--- What the task requires ---
Transcribe all of the data exactly. Omit the pictures.

»»

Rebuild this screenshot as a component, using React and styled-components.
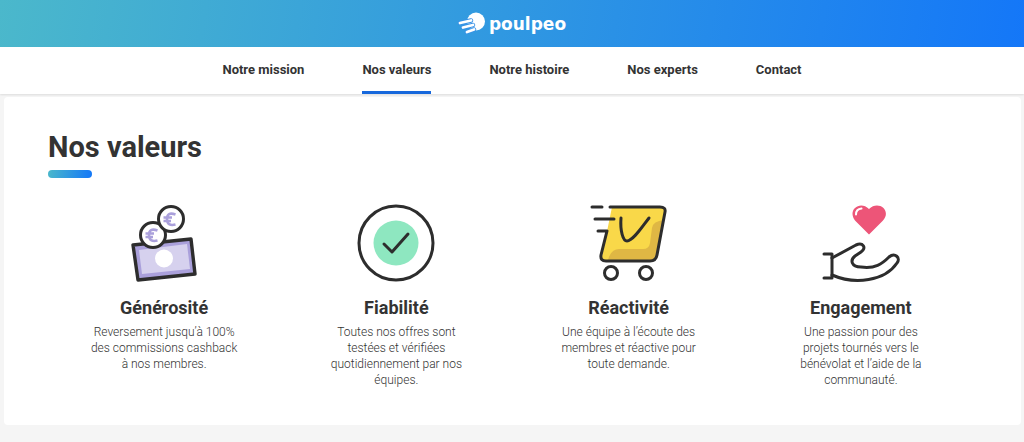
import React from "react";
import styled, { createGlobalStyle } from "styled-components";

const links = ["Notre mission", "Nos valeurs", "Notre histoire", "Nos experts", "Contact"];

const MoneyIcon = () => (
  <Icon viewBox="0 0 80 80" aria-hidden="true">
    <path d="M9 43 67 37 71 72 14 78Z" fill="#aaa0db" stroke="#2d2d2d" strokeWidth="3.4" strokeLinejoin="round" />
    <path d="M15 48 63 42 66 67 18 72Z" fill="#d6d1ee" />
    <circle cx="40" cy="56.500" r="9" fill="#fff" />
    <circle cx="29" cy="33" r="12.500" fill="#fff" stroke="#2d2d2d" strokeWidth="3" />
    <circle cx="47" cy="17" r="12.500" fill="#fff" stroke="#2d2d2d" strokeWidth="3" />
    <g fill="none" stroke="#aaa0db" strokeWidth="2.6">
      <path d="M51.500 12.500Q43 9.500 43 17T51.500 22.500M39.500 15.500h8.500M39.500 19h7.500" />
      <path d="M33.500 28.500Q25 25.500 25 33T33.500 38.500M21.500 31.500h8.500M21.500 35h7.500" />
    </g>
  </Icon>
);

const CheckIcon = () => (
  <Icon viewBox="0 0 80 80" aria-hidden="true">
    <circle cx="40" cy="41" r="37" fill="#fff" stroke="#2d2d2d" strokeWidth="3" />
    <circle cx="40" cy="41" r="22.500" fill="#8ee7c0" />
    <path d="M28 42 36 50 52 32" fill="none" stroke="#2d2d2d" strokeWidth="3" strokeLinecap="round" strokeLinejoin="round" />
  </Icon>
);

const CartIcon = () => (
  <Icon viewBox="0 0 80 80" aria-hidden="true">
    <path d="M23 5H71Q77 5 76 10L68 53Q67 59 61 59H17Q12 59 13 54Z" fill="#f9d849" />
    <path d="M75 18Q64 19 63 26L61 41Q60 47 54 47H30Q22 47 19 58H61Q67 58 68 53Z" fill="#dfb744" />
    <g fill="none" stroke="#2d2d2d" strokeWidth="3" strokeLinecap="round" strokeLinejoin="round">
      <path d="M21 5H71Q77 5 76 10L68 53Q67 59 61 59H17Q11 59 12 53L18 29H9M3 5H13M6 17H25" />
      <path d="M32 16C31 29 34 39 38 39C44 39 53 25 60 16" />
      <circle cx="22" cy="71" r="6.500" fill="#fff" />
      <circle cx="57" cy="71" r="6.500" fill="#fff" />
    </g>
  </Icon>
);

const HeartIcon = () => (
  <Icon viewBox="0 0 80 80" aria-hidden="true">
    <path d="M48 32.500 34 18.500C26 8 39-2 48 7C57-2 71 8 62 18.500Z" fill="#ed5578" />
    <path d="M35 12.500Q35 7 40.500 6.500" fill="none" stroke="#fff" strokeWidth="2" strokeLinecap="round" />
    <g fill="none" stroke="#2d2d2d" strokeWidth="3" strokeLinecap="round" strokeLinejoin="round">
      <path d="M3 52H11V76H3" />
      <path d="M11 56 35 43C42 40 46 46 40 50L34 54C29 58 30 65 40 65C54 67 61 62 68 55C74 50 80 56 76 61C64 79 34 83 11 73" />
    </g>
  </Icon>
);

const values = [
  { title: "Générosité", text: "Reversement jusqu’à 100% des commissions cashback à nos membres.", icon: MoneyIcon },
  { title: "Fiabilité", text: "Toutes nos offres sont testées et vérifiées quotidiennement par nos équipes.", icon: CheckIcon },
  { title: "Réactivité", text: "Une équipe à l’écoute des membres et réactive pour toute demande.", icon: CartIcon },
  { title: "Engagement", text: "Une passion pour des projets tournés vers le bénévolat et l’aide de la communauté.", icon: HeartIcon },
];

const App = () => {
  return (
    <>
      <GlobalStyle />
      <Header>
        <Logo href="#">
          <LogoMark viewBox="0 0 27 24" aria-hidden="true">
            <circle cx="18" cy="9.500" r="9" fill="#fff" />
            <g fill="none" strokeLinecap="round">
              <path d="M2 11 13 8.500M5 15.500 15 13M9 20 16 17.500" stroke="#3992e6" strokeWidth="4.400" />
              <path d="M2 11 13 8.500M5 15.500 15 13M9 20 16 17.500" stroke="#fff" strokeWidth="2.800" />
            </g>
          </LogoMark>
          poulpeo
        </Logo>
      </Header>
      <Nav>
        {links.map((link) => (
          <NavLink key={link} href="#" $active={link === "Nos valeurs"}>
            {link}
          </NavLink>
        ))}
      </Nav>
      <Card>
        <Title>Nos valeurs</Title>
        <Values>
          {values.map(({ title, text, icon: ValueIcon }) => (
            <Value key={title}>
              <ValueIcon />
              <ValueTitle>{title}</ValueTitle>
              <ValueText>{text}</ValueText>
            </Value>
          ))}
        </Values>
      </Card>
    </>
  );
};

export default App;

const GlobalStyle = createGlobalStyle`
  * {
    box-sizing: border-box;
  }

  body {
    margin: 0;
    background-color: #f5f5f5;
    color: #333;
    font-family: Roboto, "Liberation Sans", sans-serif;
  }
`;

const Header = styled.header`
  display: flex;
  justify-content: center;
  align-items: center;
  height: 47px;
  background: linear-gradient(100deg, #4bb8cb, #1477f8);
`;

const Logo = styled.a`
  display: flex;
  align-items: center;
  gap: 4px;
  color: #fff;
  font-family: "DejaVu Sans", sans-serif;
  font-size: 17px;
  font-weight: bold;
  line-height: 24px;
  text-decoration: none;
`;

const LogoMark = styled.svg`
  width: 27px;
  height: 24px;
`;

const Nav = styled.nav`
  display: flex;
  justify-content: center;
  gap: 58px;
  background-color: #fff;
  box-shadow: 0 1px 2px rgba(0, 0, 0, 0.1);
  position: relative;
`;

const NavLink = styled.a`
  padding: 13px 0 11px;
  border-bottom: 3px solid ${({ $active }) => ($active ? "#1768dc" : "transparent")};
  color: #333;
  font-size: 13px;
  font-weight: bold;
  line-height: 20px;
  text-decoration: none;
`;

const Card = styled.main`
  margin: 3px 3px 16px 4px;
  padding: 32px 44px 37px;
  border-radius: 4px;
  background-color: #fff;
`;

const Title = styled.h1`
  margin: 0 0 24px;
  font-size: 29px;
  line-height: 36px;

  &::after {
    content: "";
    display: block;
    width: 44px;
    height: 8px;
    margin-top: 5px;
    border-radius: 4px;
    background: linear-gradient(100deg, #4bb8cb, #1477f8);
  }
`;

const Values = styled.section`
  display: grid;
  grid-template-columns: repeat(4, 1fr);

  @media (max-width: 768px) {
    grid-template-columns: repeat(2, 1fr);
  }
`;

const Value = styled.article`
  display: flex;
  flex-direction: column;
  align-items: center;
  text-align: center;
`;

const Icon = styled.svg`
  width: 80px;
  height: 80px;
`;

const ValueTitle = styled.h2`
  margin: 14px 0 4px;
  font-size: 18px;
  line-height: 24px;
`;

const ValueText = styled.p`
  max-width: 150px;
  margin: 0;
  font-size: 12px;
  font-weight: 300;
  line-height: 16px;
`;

««

--- Solution ---
Rebuild this screenshot as a component, using React and styled-components.
import React from "react";
import styled, { createGlobalStyle } from "styled-components";

const links = ["Notre mission", "Nos valeurs", "Notre histoire", "Nos experts", "Contact"];

const MoneyIcon = () => (
  <Icon viewBox="0 0 80 80" aria-hidden="true">
    <path d="M9 43 67 37 71 72 14 78Z" fill="#aaa0db" stroke="#2d2d2d" strokeWidth="3.4" strokeLinejoin="round" />
    <path d="M15 48 63 42 66 67 18 72Z" fill="#d6d1ee" />
    <circle cx="40" cy="56.500" r="9" fill="#fff" />
    <circle cx="29" cy="33" r="12.500" fill="#fff" stroke="#2d2d2d" strokeWidth="3" />
    <circle cx="47" cy="17" r="12.500" fill="#fff" stroke="#2d2d2d" strokeWidth="3" />
    <g fill="none" stroke="#aaa0db" strokeWidth="2.6">
      <path d="M51.500 12.500Q43 9.500 43 17T51.500 22.500M39.500 15.500h8.500M39.500 19h7.500" />
      <path d="M33.500 28.500Q25 25.500 25 33T33.500 38.500M21.500 31.500h8.500M21.500 35h7.500" />
    </g>
  </Icon>
);

const CheckIcon = () => (
  <Icon viewBox="0 0 80 80" aria-hidden="true">
    <circle cx="40" cy="41" r="37" fill="#fff" stroke="#2d2d2d" strokeWidth="3" />
    <circle cx="40" cy="41" r="22.500" fill="#8ee7c0" />
    <path d="M28 42 36 50 52 32" fill="none" stroke="#2d2d2d" strokeWidth="3" strokeLinecap="round" strokeLinejoin="round" />
  </Icon>
);

const CartIcon = () => (
  <Icon viewBox="0 0 80 80" aria-hidden="true">
    <path d="M23 5H71Q77 5 76 10L68 53Q67 59 61 59H17Q12 59 13 54Z" fill="#f9d849" />
    <path d="M75 18Q64 19 63 26L61 41Q60 47 54 47H30Q22 47 19 58H61Q67 58 68 53Z" fill="#dfb744" />
    <g fill="none" stroke="#2d2d2d" strokeWidth="3" strokeLinecap="round" strokeLinejoin="round">
      <path d="M21 5H71Q77 5 76 10L68 53Q67 59 61 59H17Q11 59 12 53L18 29H9M3 5H13M6 17H25" />
      <path d="M32 16C31 29 34 39 38 39C44 39 53 25 60 16" />
      <circle cx="22" cy="71" r="6.500" fill="#fff" />
      <circle cx="57" cy="71" r="6.500" fill="#fff" />
    </g>
  </Icon>
);

const HeartIcon = () => (
  <Icon viewBox="0 0 80 80" aria-hidden="true">
    <path d="M48 32.500 34 18.500C26 8 39-2 48 7C57-2 71 8 62 18.500Z" fill="#ed5578" />
    <path d="M35 12.500Q35 7 40.500 6.500" fill="none" stroke="#fff" strokeWidth="2" strokeLinecap="round" />
    <g fill="none" stroke="#2d2d2d" strokeWidth="3" strokeLinecap="round" strokeLinejoin="round">
      <path d="M3 52H11V76H3" />
      <path d="M11 56 35 43C42 40 46 46 40 50L34 54C29 58 30 65 40 65C54 67 61 62 68 55C74 50 80 56 76 61C64 79 34 83 11 73" />
    </g>
  </Icon>
);

const values = [
  { title: "Générosité", text: "Reversement jusqu’à 100% des commissions cashback à nos membres.", icon: MoneyIcon },
  { title: "Fiabilité", text: "Toutes nos offres sont testées et vérifiées quotidiennement par nos équipes.", icon: CheckIcon },
  { title: "Réactivité", text: "Une équipe à l’écoute des membres et réactive pour toute demande.", icon: CartIcon },
  { title: "Engagement", text: "Une passion pour des projets tournés vers le bénévolat et l’aide de la communauté.", icon: HeartIcon },
];

const App = () => {
  return (
    <>
      <GlobalStyle />
      <Header>
        <Logo href="#">
          <LogoMark viewBox="0 0 27 24" aria-hidden="true">
            <circle cx="18" cy="9.500" r="9" fill="#fff" />
            <g fill="none" strokeLinecap="round">
              <path d="M2 11 13 8.500M5 15.500 15 13M9 20 16 17.500" stroke="#3992e6" strokeWidth="4.400" />
              <path d="M2 11 13 8.500M5 15.500 15 13M9 20 16 17.500" stroke="#fff" strokeWidth="2.800" />
            </g>
          </LogoMark>
          poulpeo
        </Logo>
      </Header>
      <Nav>
        {links.map((link) => (
          <NavLink key={link} href="#" $active={link === "Nos valeurs"}>
            {link}
          </NavLink>
        ))}
      </Nav>
      <Card>
        <Title>Nos valeurs</Title>
        <Values>
          {values.map(({ title, text, icon: ValueIcon }) => (
            <Value key={title}>
              <ValueIcon />
              <ValueTitle>{title}</ValueTitle>
              <ValueText>{text}</ValueText>
            </Value>
          ))}
        </Values>
      </Card>
    </>
  );
};

export default App;

const GlobalStyle = createGlobalStyle`
  * {
    box-sizing: border-box;
  }

  body {
    margin: 0;
    background-color: #f5f5f5;
    color: #333;
    font-family: Roboto, "Liberation Sans", sans-serif;
  }
`;

const Header = styled.header`
  display: flex;
  justify-content: center;
  align-items: center;
  height: 47px;
  background: linear-gradient(100deg, #4bb8cb, #1477f8);
`;

const Logo = styled.a`
  display: flex;
  align-items: center;
  gap: 4px;
  color: #fff;
  font-family: "DejaVu Sans", sans-serif;
  font-size: 17px;
  font-weight: bold;
  line-height: 24px;
  text-decoration: none;
`;

const LogoMark = styled.svg`
  width: 27px;
  height: 24px;
`;

const Nav = styled.nav`
  display: flex;
  justify-content: center;
  gap: 58px;
  background-color: #fff;
  box-shadow: 0 1px 2px rgba(0, 0, 0, 0.1);
  position: relative;
`;

const NavLink = styled.a`
  padding: 13px 0 11px;
  border-bottom: 3px solid ${({ $active }) => ($active ? "#1768dc" : "transparent")};
  color: #333;
  font-size: 13px;
  font-weight: bold;
  line-height: 20px;
  text-decoration: none;
`;

const Card = styled.main`
  margin: 3px 3px 16px 4px;
  padding: 32px 44px 37px;
  border-radius: 4px;
  background-color: #fff;
`;

const Title = styled.h1`
  margin: 0 0 24px;
  font-size: 29px;
  line-height: 36px;

  &::after {
    content: "";
    display: block;
    width: 44px;
    height: 8px;
    margin-top: 5px;
    border-radius: 4px;
    background: linear-gradient(100deg, #4bb8cb, #1477f8);
  }
`;

const Values = styled.section`
  display: grid;
  grid-template-columns: repeat(4, 1fr);

  @media (max-width: 768px) {
    grid-template-columns: repeat(2, 1fr);
  }
`;

const Value = styled.article`
  display: flex;
  flex-direction: column;
  align-items: center;
  text-align: center;
`;

const Icon = styled.svg`
  width: 80px;
  height: 80px;
`;

const ValueTitle = styled.h2`
  margin: 14px 0 4px;
  font-size: 18px;
  line-height: 24px;
`;

const ValueText = styled.p`
  max-width: 150px;
  margin: 0;
  font-size: 12px;
  font-weight: 300;
  line-height: 16px;
`;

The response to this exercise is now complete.